Mr Quinn, who is the fifth defendant to the proceedings, admits to having sent the specified emails.
HSF claims the partners quit one day after the HSF Australia board determined White & Case to be a “specified competitor” under the terms of its Partnership Record and Global LLP Members’ Agreement. Notice of that decision was posted on the HSF intranet on 31 August 2016, the firm said.
According to the filing, HSF believes that what transpired the following day was a co-ordinated departure, with seven partners resigning in a succession of 5 minute intervals from one another. Former partner Jared Muller gave his notice half an hour after the other seven letters of resignation had been received on 1 September 2016, HSF claims.
Court documents filed by HSF indicate that a total of 33 other lawyers from HSF have since quit to join White & Case Australia.
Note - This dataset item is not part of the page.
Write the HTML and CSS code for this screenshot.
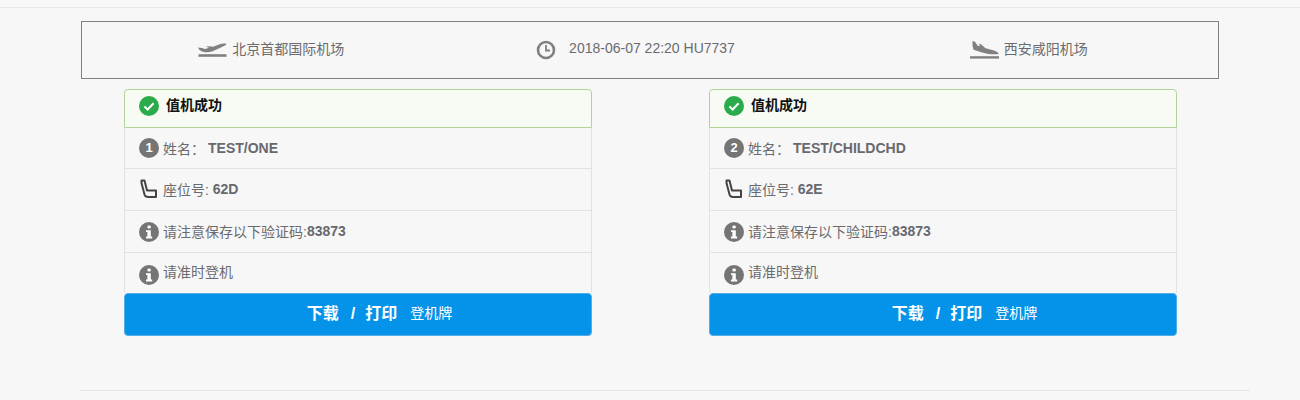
FILE: index.html
```html
<!DOCTYPE html>
<html lang="zh-CN">
<head>
  <meta charset="UTF-8">
  <meta name="viewport" content="width=device-width, initial-scale=1.0">
  <title>值机成功</title>
  <link rel="stylesheet" href="styles.css">
</head>
<body>
  <div class="top-line"></div>

  <div class="main">
    <div class="flight">
      <div class="flight-item">
        <svg class="plane" viewBox="0 0 29 18"><path d="M0 6.5 L4 7 L7 8 L11 6.8 L8 5.8 L10 5.2 L15 5.8 L21 3.4 C23.5 2.5 27 2.2 28.4 3 C28.6 3.8 26 5 23.5 6.2 L14 10.6 C10 11.6 6 11.4 4 10.6 L1.5 9 Z"/><rect x="0.5" y="13.2" width="28" height="2.6"/></svg>
        <span>北京首都国际机场</span>
      </div>
      <div class="flight-item flight-time">
        <svg class="clock" viewBox="0 0 20 20"><circle cx="10" cy="10" r="8" fill="none" stroke="#808080" stroke-width="2.6"/><path d="M10 5v5.5h4" fill="none" stroke="#808080" stroke-width="1.8"/></svg>
        <span>2018-06-07 22:20 HU7737</span>
      </div>
      <div class="flight-item">
        <svg class="plane" viewBox="0 0 29 18"><path d="M2.5 0 L5 .8 L7.5 4.6 L10 5.2 L9 2.8 L11 3.2 L15.5 7.2 L24 9.6 C26.5 10.4 28.5 11.6 28.6 13 C25 13.6 18 13.2 12 11.4 L3.5 8.8 L2.5 5 Z"/><rect x="0" y="15.2" width="29" height="2.4"/></svg>
        <span>西安咸阳机场</span>
      </div>
    </div>

    <div class="passengers">
      <div class="col">
        <div class="card">
          <div class="success">
            <svg class="icon" viewBox="0 0 20 20"><circle cx="10" cy="10" r="10" fill="#2bab4c"/><path d="M5.4 10.4l3.2 3.1 6-6.3" fill="none" stroke="#fff" stroke-width="2"/></svg>
            <b>值机成功</b>
          </div>
          <div class="row row-name"><i class="num">1</i><span>姓名：</span><b class="name">TEST/ONE</b></div>
          <div class="row">
            <svg class="seat" viewBox="0 0 18 20"><path d="M1.5 1.5 H4.5 L7 11.5 H16 V18 H8 C6 18 5 17 4.5 15.5 L1.5 4 Z" fill="none" stroke="#444" stroke-width="2" stroke-linejoin="round"/></svg>
            <span>座位号: </span><b>62D</b>
          </div>
          <div class="row">
            <svg class="icon" viewBox="0 0 20 20"><circle cx="10" cy="10" r="10" fill="#757575"/><rect x="8.4" y="3.4" width="3.4" height="3.2" rx="1.4" fill="#fff"/><path d="M7 8.2h4.8v6.4h1.4v1.8H7v-1.8h1.4V10H7z" fill="#fff"/></svg>
            <span>请注意保存以下验证码:</span><b>83873</b>
          </div>
          <div class="row row-last">
            <svg class="icon" viewBox="0 0 20 20"><circle cx="10" cy="10" r="10" fill="#757575"/><rect x="8.4" y="3.4" width="3.4" height="3.2" rx="1.4" fill="#fff"/><path d="M7 8.2h4.8v6.4h1.4v1.8H7v-1.8h1.4V10H7z" fill="#fff"/></svg>
            <span>请准时登机</span>
          </div>
          <a class="print-btn" href="#"><strong><span>下载</span><span>/</span><span class="print-word">打印</span></strong><small>登机牌</small></a>
        </div>
      </div>

      <div class="col">
        <div class="card">
          <div class="success">
            <svg class="icon" viewBox="0 0 20 20"><circle cx="10" cy="10" r="10" fill="#2bab4c"/><path d="M5.4 10.4l3.2 3.1 6-6.3" fill="none" stroke="#fff" stroke-width="2"/></svg>
            <b>值机成功</b>
          </div>
          <div class="row row-name"><i class="num">2</i><span>姓名：</span><b class="name">TEST/CHILDCHD</b></div>
          <div class="row">
            <svg class="seat" viewBox="0 0 18 20"><path d="M1.5 1.5 H4.5 L7 11.5 H16 V18 H8 C6 18 5 17 4.5 15.5 L1.5 4 Z" fill="none" stroke="#444" stroke-width="2" stroke-linejoin="round"/></svg>
            <span>座位号: </span><b>62E</b>
          </div>
          <div class="row">
            <svg class="icon" viewBox="0 0 20 20"><circle cx="10" cy="10" r="10" fill="#757575"/><rect x="8.4" y="3.4" width="3.4" height="3.2" rx="1.4" fill="#fff"/><path d="M7 8.2h4.8v6.4h1.4v1.8H7v-1.8h1.4V10H7z" fill="#fff"/></svg>
            <span>请注意保存以下验证码:</span><b>83873</b>
          </div>
          <div class="row row-last">
            <svg class="icon" viewBox="0 0 20 20"><circle cx="10" cy="10" r="10" fill="#757575"/><rect x="8.4" y="3.4" width="3.4" height="3.2" rx="1.4" fill="#fff"/><path d="M7 8.2h4.8v6.4h1.4v1.8H7v-1.8h1.4V10H7z" fill="#fff"/></svg>
            <span>请准时登机</span>
          </div>
          <a class="print-btn" href="#"><strong><span>下载</span><span>/</span><span class="print-word">打印</span></strong><small>登机牌</small></a>
        </div>
      </div>
    </div>

    <div class="bottom-line"></div>
  </div>
</body>
</html>
```

FILE: styles.css
```css
body {
  margin: 0;
  height: 400px;
  overflow: hidden;
  background-color: #f7f7f7;
  font-family: "Liberation Sans", "Noto Sans CJK SC", sans-serif;
  font-size: 14px;
  color: #6b6b6f;
}
.top-line {
  height: 7px;
  border-bottom: 1px solid #e6e6e6;
}
.main {
  width: 1170px;
  margin-left: 80px;
  padding-top: 13px;
}

/* flight summary */
.flight {
  box-sizing: border-box;
  width: 1138px;
  height: 58px;
  margin-left: 1px;
  border: 1px solid #808080;
  display: grid;
  grid-template-columns: repeat(3, 1fr);
  align-items: center;
}
.flight-item {
  display: flex;
  justify-content: center;
  align-items: center;
  gap: 5px;
}
.flight-item span {
  margin-bottom: 5px;
}
.flight-time {
  gap: 13px;
  padding-right: 29px;
}
.plane {
  width: 29px;
  height: 18px;
  fill: #808080;
}
.clock {
  width: 20px;
  height: 20px;
}

/* passenger cards */
.passengers {
  display: grid;
  grid-template-columns: 585px 585px;
  margin-top: 10px;
}
.col {
  padding-left: 44px;
}
.card {
  width: 468px;
}
.success {
  box-sizing: border-box;
  height: 39px;
  padding: 0 14px 6px;
  display: flex;
  align-items: center;
  gap: 7px;
  background-color: #f8fbf3;
  border: 1px solid #b1d39a;
  border-radius: 4px 4px 0 0;
  color: #111;
}
.success b {
  margin-bottom: 4px;
}
.icon {
  width: 20px;
  height: 20px;
  flex: none;
}
.row {
  box-sizing: border-box;
  height: 42px;
  padding: 0 14px 2px;
  display: flex;
  align-items: center;
  white-space: pre;
  border-left: 1px solid #e2e2e2;
  border-right: 1px solid #e2e2e2;
  border-bottom: 1px solid #e2e2e2;
}
.row .icon {
  margin: 3px 4px 0 0;
}
.row b {
  color: #68696f;
}
.row-name {
  height: 41px;
  padding-bottom: 0;
}
.name {
  margin-left: 3px;
}
.num {
  width: 20px;
  height: 20px;
  flex: none;
  margin-right: 4px;
  border-radius: 50%;
  background-color: #757575;
  color: #fff;
  font-style: normal;
  font-weight: bold;
  font-size: 13px;
  line-height: 20px;
  text-align: center;
}
.seat {
  width: 18px;
  height: 20px;
  flex: none;
  margin: 1px 5px 0 1px;
}
.row-last {
  height: 40px;
  padding-bottom: 4px;
  border-bottom: none;
}
.row-last .icon {
  margin-top: 8px;
}
.print-btn {
  box-sizing: border-box;
  height: 43px;
  padding: 0 0 6px 43px;
  display: flex;
  justify-content: center;
  align-items: center;
  gap: 13px;
  background-color: #0593ea;
  border: 1px solid #52ade6;
  border-radius: 4px;
  color: #fff;
  text-decoration: none;
}
.print-btn strong {
  display: flex;
  align-items: baseline;
  gap: 12px;
  font-size: 16px;
}
.print-word {
  margin-left: -2px;
}
.print-btn small {
  font-size: 14px;
}
.bottom-line {
  height: 1px;
  margin-top: 54px;
  background-color: #e6e6e6;
}
```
The ex-HSF partners acknowledge that “some HSF lawyers have resigned since 1 September 2016” but otherwise deny the claim in their response to the court.
HSF wants the eight defendants to be subject to certain restrictions according to the partnership agreement, as interpreted by the remaining 166 Australian partners.
“The departing partners intend from 2 March 2017 to commence work together and to join a global competitor and new Australian legal market entrant, White & Case, contrary to the protective restrictions [of the partnership agreement], unless restrained from doing so,” the HSF claim reads.
“Unless the defendants are restrained from acting contrary to the protective restrictions as set out [in the] orders sought, [Herbert Smith Freehills] will suffer irreparable loss and damage.”
In dispute is whether the nature of the partners’ departure breaches certain provisions of HSF Australia’s Partnership Record and the Global LLP Members’ Agreement.
HSF contends that under the agreement, from 1 September 2016, the date of the eight-partner resignation, until 1 March 2017, the group are classified as “departing partners”. That status will change after March, HSF says, when the lawyers are considered “retired partners” and continue to be subject to certain restrictive provisions under the partnership agreement.
Dealings with “clients" are also a sticking point between the parties.
According to the HSF pleadings, "partners of HSF Australia, including the defendants, by reasons of their activities as partners are placed in a relationship of trust and confidence with clients."
“They have the opportunity to form strong professional relationships with the clients of HSF Australia of the kind which would last for at least six months after a partner retired from the partnership.”
The HSF pleadings also argue that the provisions intended to preserve unique client relationships with HSF were created with a partner exit in mind.
The eight ex-HSF partners, whose legal representatives have proposed certain undertakings to overcome the challenges in the matter, argue that a number of the restrictive provisions are unreasonable. In their response to the action, the eight lawyers specifically deny the validity and enforceability of clause 13 of the partnership record. HSF is asking the court to uphold and enforce 14 clauses of the two agreements in total.
“The [defendants] say that obtaining repeat business from clients is not solely dependent on the strength of relationships, if at all,” the response from the eight former HSF partners read.
The new White & Case partners also deny that any of the specified clauses “protect any legitimate interest of HSF Australia and/or the Global LLP”. The clauses, they argue, are against a number of public policies, including the imposition of an effective block on their ability to practise law and service clients unrelated to HSF.
“Upon the plaintiff’s construction of the clauses and the orders sought by them, the defendants are to be restrained from joining White & Case at all in any capacity, even if they undertake or perform no work for or on behalf of 'clients' of HSF,” the response said.
“The effect of the clauses is to prevent the defendants from practising as lawyers in their chosen vocation in their field of expertise […] and from providing services to persons and entities who have never been 'clients' of HSF (as defined in the Partnership record and the Global LLP Members’ Agreement).”
Supreme Court documents suggest that attempts between the parties to mediate the dispute out of court on 13 February have been unsuccessful.
An exchange of letters outlining undertakings that the ex-HSF partners proposed to enter into appear also to have been rejected by their former partnership.
“On a without admission basis, [the defendants] preferred certain undertakings to [HSF] as set out in a letter from their solicitors, Seyfarth Shaw Australia, dated 9 January,” the new White & Case partners said.
“Subject to compliance with the undertakings proffered by them, […] the restraints sought to be enforced by the plaintiffs are invalid and unenforceable in that they do not protect any legitimate interest.”
Christopher Gardner from Seyfarth Shaw Australia is representing the eight White & Case partners in the dispute.
Seyfarth Shaw is an international firm with headquarters in Chicago. HSF also felt the effects of that firm’s arrival to Australian shores, when it lost Mr Gardner, himself a former employment relations partner with the firm, in 2013.
When Mr Gardner resigned from the HSF partnership, he did so with a contingent of the firm’s employment team – three other partners and a senior associate. Prior to his resignation, he had worked in HSF’s Melbourne and Sydney offices for more than 18 years.
The matter will proceed to hearing in the equity division of the Supreme Court on February 27.